Here are three reasons why I think digital technology is not the panacea that some thought it could be: 1. How we learn hasn’t changed. We still learn by moving information from our short-term memory to our long-term memory; digital technology hasn’t changed what happens in the brain to bring about learning – it’s still very much a case that we learn what we pay attention to, and go over again and again. And clearly that happens both with and without digital technology

2. Teaching effectively includes matching the teaching technique or activity to the content. If we are studying Martin Luther’s ‘I Have a Dream’ speech, watching the archive footage on Youtube is a great thing to do; but practising adding fractions, planning and writing an essay, making a thing in DT, doing pair-work in Spanish, having a debate in an RPE lesson, and discussing the stylistic devices used in a poem clearly do not require digital technology, and using it for these things may even be a distraction

3. In those schools that have introduced 1 to 1 device schemes, there is no clear-cut evidence to suggest that the students have experienced a transformation in their learning, compared with schools that don’t have a 1 to 1 device scheme. Students’ outcomes, based on examination results in those schools, have certainly not been transformed, and it would not be unreasonable to suggest that transformed learning would also result in transformed outcomes.

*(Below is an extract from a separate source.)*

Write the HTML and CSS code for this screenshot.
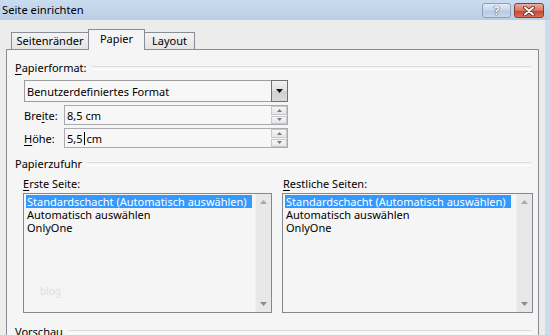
FILE: index.html
```html
<!DOCTYPE html>
<html lang="de">
<head>
    <meta charset="UTF-8">
    <meta name="viewport" content="width=device-width, initial-scale=1.0">
    <title>Seite einrichten</title>
    <link rel="stylesheet" href="styles.css">
</head>
<body>

<div class="window">
    <div class="titlebar">
        <span class="title">Seite einrichten</span>
        <div class="caption-buttons">
            <span class="cap-btn help">?</span>
            <span class="cap-btn close">
                <svg width="12" height="10" viewBox="0 0 12 10">
                    <path d="M2 1.5 L10 8.5 M10 1.5 L2 8.5" stroke="#5a1e14" stroke-width="3.6" stroke-linecap="round"/>
                    <path d="M2 1.5 L10 8.5 M10 1.5 L2 8.5" stroke="#fff" stroke-width="2" stroke-linecap="round"/>
                </svg>
            </span>
        </div>
    </div>

    <div class="client">
        <!-- Tabs -->
        <div class="tabs">
            <div class="tab tab-margins">Seitenränder</div>
            <div class="tab tab-paper active">Papier</div>
            <div class="tab tab-layout">Layout</div>
        </div>

        <div class="panel">
            <div class="group-title"><span><u>P</u>apierformat:</span></div>

            <div class="format-block">
                <div class="combo">
                    <span class="combo-text">Benutzerdefiniertes Format</span>
                    <span class="combo-btn">
                        <svg width="7" height="4" viewBox="0 0 7 4"><path d="M0 0 H7 L3.5 4 Z" fill="#111"/></svg>
                    </span>
                </div>

                <div class="field-row">
                    <label>Bre<u>i</u>te:</label>
                    <div class="spin-field">
                        <span class="value">8,5 cm</span>
                        <div class="spin">
                            <span class="spin-up"><svg width="5" height="3" viewBox="0 0 5 3"><path d="M0 3 H5 L2.5 0 Z" fill="#7a7a7a"/></svg></span>
                            <span class="spin-down"><svg width="5" height="3" viewBox="0 0 5 3"><path d="M0 0 H5 L2.5 3 Z" fill="#7a7a7a"/></svg></span>
                        </div>
                    </div>
                </div>

                <div class="field-row">
                    <label><u>H</u>öhe:</label>
                    <div class="spin-field">
                        <span class="value">5,5<span class="caret"></span>cm</span>
                        <div class="spin">
                            <span class="spin-up"><svg width="5" height="3" viewBox="0 0 5 3"><path d="M0 3 H5 L2.5 0 Z" fill="#7a7a7a"/></svg></span>
                            <span class="spin-down"><svg width="5" height="3" viewBox="0 0 5 3"><path d="M0 0 H5 L2.5 3 Z" fill="#7a7a7a"/></svg></span>
                        </div>
                    </div>
                </div>
            </div>

            <div class="group-title supply"><span>Papierzufuhr</span></div>

            <div class="trays">
                <div class="tray tray-first">
                    <div class="tray-label"><u>E</u>rste Seite:</div>
                    <div class="listbox">
                        <div class="items">
                            <div class="item"><span class="selected">Standardschacht (Automatisch auswählen)</span></div>
                            <div class="item">Automatisch auswählen</div>
                            <div class="item">OnlyOne</div>
                            <span class="watermark">blog</span>
                        </div>
                        <div class="scrollbar">
                            <svg width="7" height="4" viewBox="0 0 7 4"><path d="M0 4 H7 L3.5 0 Z" fill="#a8a8a8"/></svg>
                            <svg width="7" height="4" viewBox="0 0 7 4"><path d="M0 0 H7 L3.5 4 Z" fill="#8c8c8c"/></svg>
                        </div>
                    </div>
                </div>

                <div class="tray tray-rest">
                    <div class="tray-label"><u>R</u>estliche Seiten:</div>
                    <div class="listbox">
                        <div class="items">
                            <div class="item"><span class="selected">Standardschacht (Automatisch auswählen)</span></div>
                            <div class="item">Automatisch auswählen</div>
                            <div class="item">OnlyOne</div>
                        </div>
                        <div class="scrollbar">
                            <svg width="7" height="4" viewBox="0 0 7 4"><path d="M0 4 H7 L3.5 0 Z" fill="#a8a8a8"/></svg>
                            <svg width="7" height="4" viewBox="0 0 7 4"><path d="M0 0 H7 L3.5 4 Z" fill="#8c8c8c"/></svg>
                        </div>
                    </div>
                </div>
            </div>

            <div class="group-title preview"><span>Vorschau</span></div>
        </div>
    </div>
</div>

</body>
</html>
```

FILE: styles.css
```css
* {
    margin: 0;
    padding: 0;
    box-sizing: border-box;
}

body {
    width: 550px;
    height: 335px;
    overflow: hidden;
    font-family: "Noto Sans", "Open Sans", sans-serif;
    font-size: 11px;
    color: #000;
    background: #c9dbee;
}

u {
    text-decoration-thickness: 1px;
    text-underline-offset: 2px;
}

.window {
    width: 550px;
    height: 335px;
    display: flex;
    flex-direction: column;
}

/* Title bar */
.titlebar {
    height: 20px;
    display: flex;
    justify-content: space-between;
    align-items: flex-start;
    background: linear-gradient(#cadcef, #b9cee6);
}

.title {
    font-size: 11.2px;
    line-height: 20px;
    padding-left: 2px;
}

.caption-buttons {
    display: flex;
    gap: 3px;
    margin-top: 3px;
    margin-right: 6px;
}

.cap-btn {
    height: 15px;
    border-radius: 3px;
    display: flex;
    align-items: center;
    justify-content: center;
}

.help {
    width: 29px;
    border: 1px solid #8aa0bb;
    background: linear-gradient(#e4ecf6, #c3d4e8 50%, #b3c7df 51%, #c9daee);
    color: #fff;
    font-size: 12px;
    font-weight: bold;
    line-height: 13px;
    text-shadow: 0 0 1px #1d3552, 0 0 1px #1d3552;
}

.close {
    width: 30px;
    border: 1px solid #8d3b2e;
    background: linear-gradient(#eab0a2, #d7745f 50%, #c4432d 51%, #d9705a);
}

/* Client area */
.client {
    flex: 1;
    width: 545px;
    background: #ececec;
    padding: 9px 6px 0 6px;
    display: flex;
    flex-direction: column;
}

.tabs {
    display: flex;
    align-items: flex-end;
    height: 21px;
    margin-left: 5px;
    margin-bottom: -1px;
    position: relative;
    z-index: 1;
}

.tab {
    height: 18px;
    border: 1px solid #898c95;
    background: linear-gradient(#f3f3f3, #e4e4e4);
    text-align: center;
    line-height: 16px;
}

.tab + .tab {
    margin-left: -1px;
}

.tab-margins {
    width: 78px;
}

.tab-paper {
    width: 57px;
}

.tab-layout {
    width: 51px;
}

.tab.active {
    height: 21px;
    border-bottom: none;
    background: #f5f5f5;
    line-height: 18px;
    position: relative;
    z-index: 2;
}

.panel {
    flex: 1;
    border: 1px solid #898c95;
    border-bottom: none;
    background: #f5f5f5;
    padding: 10px 0 0 8px;
}

/* Group headers with etched line */
.group-title {
    display: flex;
    align-items: center;
    gap: 5px;
    height: 15px;
    line-height: 15px;
}

.group-title::after {
    content: "";
    flex: 1;
    height: 2px;
    border-top: 1px solid #dadde0;
    border-bottom: 1px solid #fff;
    margin-right: 7px;
}

.group-title.supply {
    margin-top: 8px;
}

.group-title.preview {
    margin-top: 11px;
}

/* Paper format */
.format-block {
    margin: 5px 0 0 9px;
}

.combo {
    width: 264px;
    height: 22px;
    border: 1px solid #9c9c9c;
    background: #f7f7f7;
    display: flex;
    justify-content: space-between;
    align-items: center;
}

.combo-text {
    padding-left: 2px;
}

.combo-btn {
    width: 17px;
    height: 22px;
    margin: -1px -1px -1px 0;
    border: 1px solid #707070;
    background: linear-gradient(#f2f2f2, #e0e0e0 50%, #cfcfcf 51%, #dadada);
    display: flex;
    align-items: center;
    justify-content: center;
}

.field-row {
    display: flex;
    align-items: center;
    margin-top: 3px;
    height: 20px;
}

.field-row label {
    width: 40px;
}

.spin-field {
    width: 224px;
    height: 20px;
    border: 1px solid #a9abb0;
    background: #f7f7f7;
    display: flex;
    align-items: center;
}

.value {
    flex: 1;
    padding-left: 2px;
    display: flex;
    align-items: center;
}

.caret {
    width: 1px;
    height: 13px;
    background: #000;
    margin: 0 2px 0 1px;
}

.spin {
    width: 16px;
    height: 18px;
    display: flex;
    flex-direction: column;
    gap: 1px;
}

.spin span {
    flex: 1;
    border: 1px solid #c5c8cc;
    background: linear-gradient(#f6f6f6, #e6e6e6);
    display: flex;
    align-items: center;
    justify-content: center;
}

/* Paper source */
.trays {
    display: flex;
    gap: 10px;
    margin: 5px 0 0 8px;
}

.tray-first {
    width: 249px;
}

.tray-rest {
    width: 251px;
}

.tray-label {
    height: 15px;
    line-height: 15px;
    margin-bottom: 2px;
}

.tray-rest .tray-label {
    padding-left: 1px;
}

.listbox {
    height: 120px;
    border: 1px solid #828790;
    background: #f5f5f5;
    display: flex;
}

.items {
    flex: 1;
    padding: 1px 0 0 1px;
    position: relative;
}

.item {
    height: 13px;
    line-height: 13px;
    padding-left: 2px;
}

.selected {
    display: inline-block;
    margin-left: -1px;
    padding: 0 5px 0 1px;
    background: #3399ff;
    color: #fff;
}

.scrollbar {
    width: 16px;
    background: #e8e8e8;
    border-left: 1px solid #f0f0f0;
    display: flex;
    flex-direction: column;
    justify-content: space-between;
    align-items: center;
    padding: 6px 0 6px;
}

.watermark {
    position: absolute;
    left: 16px;
    top: 90px;
    font-size: 10px;
    color: #dedede;
}
```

I remember, when I was a deputy headteacher a long time ago, booking an IT room for a bottom set of 28 boys I was teaching French to, and setting them ‘a project’ to do on Paris. The huge amount of time many of them spent on their front cover – the title Paris with an image of their choice pasted from the internet – remains with me today, alongside the forgotten passwords and the other logging on problems and hardware issues. That’s just an aside, really, but I do think that the use of technology by students can lead to a focus on the wrong things, at times – the technology itself rather than the learning that the teacher is trying to promote – and we need to guard against that.

When teachers teach explicitly; when students behave well, are engaged and work really hard; and when relationships and care are strong, learning tends to proceed well, and outcomes tend to be at least good. Technology is a useful aid to teaching and learning, but it is great teaching that transforms learning, and great teaching can happen both with and without digital technology.